Blacks were not always showered with privilege and preference. Just a few generations ago, they were still getting a raw deal. In those days, belligerent whining would get them nowhere. So they rolled up their sleeves and took advantage of their greatest asset: being American.

A case in point is businessman S.B. Fuller. Read his inspiring story at Moonbattery sponsor Ammo.com.

Nowadays, people think they have it tough if they imagine a microaggression. Fuller really did have it tough. He dropped out of school in the sixth grade to help support his family of Louisiana sharecroppers.

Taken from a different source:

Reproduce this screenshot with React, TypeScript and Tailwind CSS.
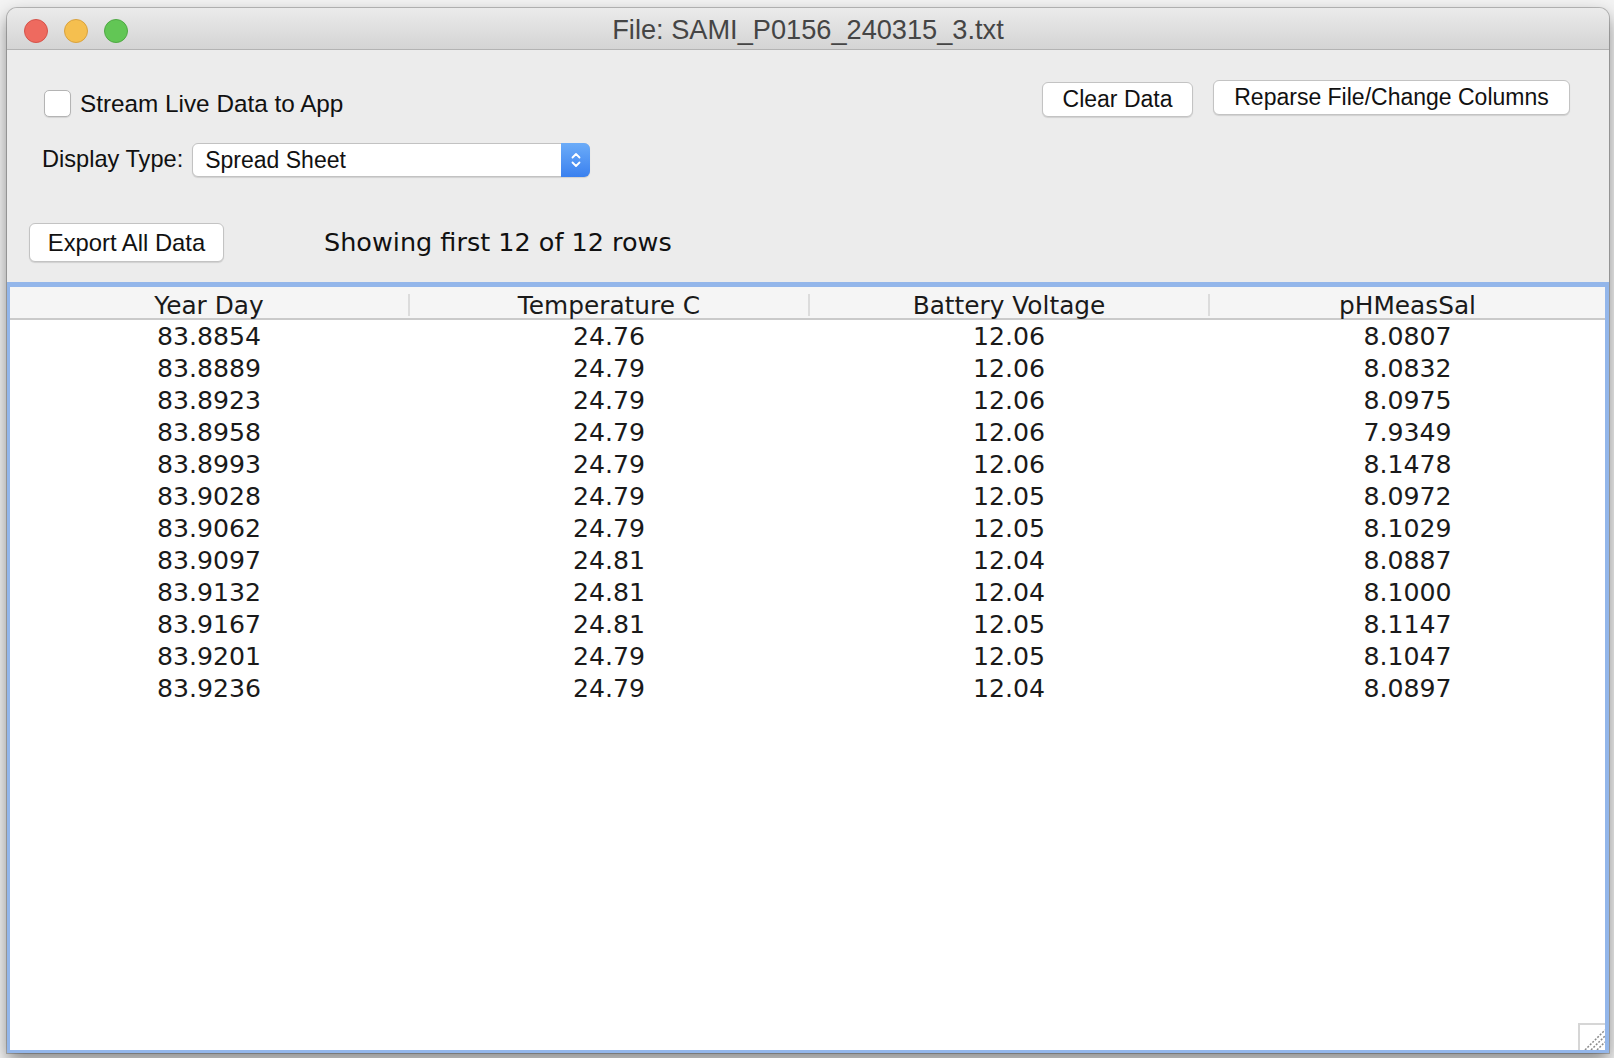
import React from "react";

const rows = [
  ["83.8854", "24.76", "12.06", "8.0807"],
  ["83.8889", "24.79", "12.06", "8.0832"],
  ["83.8923", "24.79", "12.06", "8.0975"],
  ["83.8958", "24.79", "12.06", "7.9349"],
  ["83.8993", "24.79", "12.06", "8.1478"],
  ["83.9028", "24.79", "12.05", "8.0972"],
  ["83.9062", "24.79", "12.05", "8.1029"],
  ["83.9097", "24.81", "12.04", "8.0887"],
  ["83.9132", "24.81", "12.04", "8.1000"],
  ["83.9167", "24.81", "12.05", "8.1147"],
  ["83.9201", "24.79", "12.05", "8.1047"],
  ["83.9236", "24.79", "12.04", "8.0897"],
];

const columns = ["Year Day", "Temperature C", "Battery Voltage", "pHMeasSal"];

const ui = "font-['Liberation_Sans',Arial,sans-serif]";
const table = "font-['DejaVu_Sans','Liberation_Sans',sans-serif]";
const cols = "grid grid-cols-[400px_400px_400px_1fr]";

const MacButton = ({ label, className }: { label: string; className?: string }) => (
  <button
    className={`flex items-center justify-center bg-white border border-[#c3c3c3] rounded-[6px] shadow-[0_1px_1px_rgba(0,0,0,0.12)] text-[#111] ${ui} ${className}`}
  >
    {label}
  </button>
);

export default function App() {
  return (
    <div className="w-[1614px] h-[1058px] bg-[#f3f3f3] overflow-hidden pt-[8px] pl-[7px]">
      <div className="w-[1602px] h-[1045px] flex flex-col rounded-t-[10px] bg-[#ececec] shadow-[0_0_0_1px_rgba(0,0,0,0.22),0_8px_18px_rgba(0,0,0,0.45)]">
        {/* title bar */}
        <div className="h-[42px] shrink-0 grid grid-cols-[1fr_auto_1fr] items-start rounded-t-[10px] bg-gradient-to-b from-[#ebebeb] to-[#d4d4d4] border-b border-[#b3b3b3]">
          <div className="flex gap-[16px] pl-[17px] pt-[11px]">
            <span className="w-[24px] h-[24px] rounded-full bg-[#ee6a5f] border border-[#d5534a]" />
            <span className="w-[24px] h-[24px] rounded-full bg-[#f5bf4f] border border-[#d9a23e]" />
            <span className="w-[24px] h-[24px] rounded-full bg-[#62c655] border border-[#4fa944]" />
          </div>
          <div className={`pt-[5px] text-[27.2px] leading-[34px] text-[#454545] ${ui}`}>
            File: SAMI_P0156_240315_3.txt
          </div>
          <div />
        </div>

        {/* controls */}
        <div className="h-[232px] shrink-0 bg-[#ececec] flex flex-col">
          <div className="flex justify-between pt-[30px] pr-[39px]">
            <div className="flex flex-col pl-[35px]">
              <label className="flex items-center mt-[10px] ml-[2px] h-[27px]">
                <span className="w-[27px] h-[27px] rounded-[5px] bg-white border border-[#b4b4b4] shadow-[0_1px_1px_rgba(0,0,0,0.1)]" />
                <span className={`ml-[9px] pt-[2px] text-[24.3px] text-[#111] ${ui}`}>Stream Live Data to App</span>
              </label>
              <div className="flex items-center mt-[26px] h-[34px]">
                <span className={`text-[23.6px] text-[#111] ${ui}`}>Display Type:</span>
                <div className="ml-[9px] w-[398px] h-[34px] flex bg-white border border-[#c2c2c2] rounded-[6px] shadow-[0_1px_1px_rgba(0,0,0,0.12)]">
                  <span className={`flex-1 flex items-center pl-[12px] text-[23px] text-[#111] ${ui}`}>Spread Sheet</span>
                  <span className="w-[29px] -my-px -mr-px rounded-r-[6px] bg-gradient-to-b from-[#6cacf8] to-[#3a80ef] flex items-center justify-center">
                    <svg width="12" height="20" viewBox="0 0 12 20" fill="none" stroke="white" strokeWidth="1.8" strokeLinecap="round" strokeLinejoin="round">
                      <path d="M2.5 7.5 L6 4 L9.5 7.5" />
                      <path d="M2.5 12.5 L6 16 L9.5 12.5" />
                    </svg>
                  </span>
                </div>
              </div>
            </div>
            <div className="flex items-start gap-[20px]">
              <MacButton label="Clear Data" className="mt-[2px] w-[151px] h-[35px] text-[23px]" />
              <MacButton label="Reparse File/Change Columns" className="w-[357px] h-[35px] text-[23px]" />
            </div>
          </div>
          <div className="flex items-center pl-[22px] mt-[46px]">
            <MacButton label="Export All Data" className="w-[195px] h-[39px] text-[23.8px]" />
            <span className={`ml-[100px] text-[25.5px] text-[#111] ${table}`}>Showing first 12 of 12 rows</span>
          </div>
        </div>

        {/* table */}
        <div className="flex-1 relative bg-white border-[#93b6ea] border-l-[3px] border-r-[4px] border-t-[5px] border-b-[3px] overflow-hidden">
          <div className={`${cols} h-[33px] bg-[#f5f5f5] border-b-2 border-[#cacaca]`}>
            {columns.map((c, i) => (
              <div key={c} className="flex items-center">
                <span className={`flex-1 text-center pt-[4px] text-[24.8px] leading-[29px] text-[#1a1a1a] ${table}`}>{c}</span>
                {i < 3 && <span className="w-[2px] h-[22px] mt-[2px] bg-[#dcdcdc]" />}
              </div>
            ))}
          </div>
          <div className="flex flex-col pt-[1px]">
            {rows.map((r, i) => (
              <div key={i} className={`${cols} h-[32px]`}>
                {r.map((v, j) => (
                  <span key={j} className={`text-center text-[25.2px] leading-[32px] text-[#1a1a1a] ${table} ${j < 3 ? "pr-[2px]" : ""}`}>
                    {v}
                  </span>
                ))}
              </div>
            ))}
          </div>
          <div className="absolute right-0 bottom-0 w-[27px] h-[27px] bg-white border-t-2 border-l-2 border-[#d6d6d6]">
            <svg width="25" height="25" viewBox="0 0 25 25" stroke="#8a8a8a" strokeWidth="1.5" strokeDasharray="2 1.5">
              <path d="M5 25 L25 5" />
              <path d="M11 25 L25 11" />
              <path d="M17 25 L25 17" />
            </svg>
          </div>
        </div>
      </div>
    </div>
  );
}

By the time he turned 18, his mother had died, leaving him six siblings to raise.

Relief organizations came by to offer assistance, but Fuller turned them down because he didn’t want his neighbors to think his family couldn’t make it without handouts.

Democrats still had some work to do when it comes to destigmatizing welfare.

He relocated to Chicago where he took a series of backbreaking, menial jobs, before rising up to become the manager of a coal yard. During the Depression, he was working as an insurance agent at the Commonwealth Burial Association, a black-owned firm. Despite having a secure position at that company, he decided to strike out on his own and build his own business.

Using his car as a security deposit, he got a $25 loan and bought some soap that he resold door to door. The money he made went back into the enterprise. The rest is history.

In 1939, Fuller opened his own factory. In 1947, he saved his supplier from going under by purchasing it. He used his newly acquired capital to sell everything under the sun, from deodorant to suits. He purchased black newspapers such as the Pittsburgh Courier and the New York Age. In Chicago, his footprint loomed large, especially after he purchased the Chicago Regal Theater and the South Center Department Store.

Like most blacks prior to Lyndon Johnson, Fuller was a Republican. Even in his time, his attitude got him in trouble:

His comment at his induction ceremony [into the National Association of Manufacturers in 1963] that “a lack of understanding of the capitalist system and not racial barriers was keeping blacks from making progress” combined with an interview in U.S. News and World Report where he stated that “Negroes are not discriminated against because of the color of their skin. They are discriminated against because they have not anything to offer that people want to buy” caused some black leaders to call for a boycott of Fuller products.

This hurt his reputation among blacks, which is a shame, because he was a vastly more constructive role model than the Jesse Jackson types who make names for themselves by wielding victimhood like a mugger’s weapon.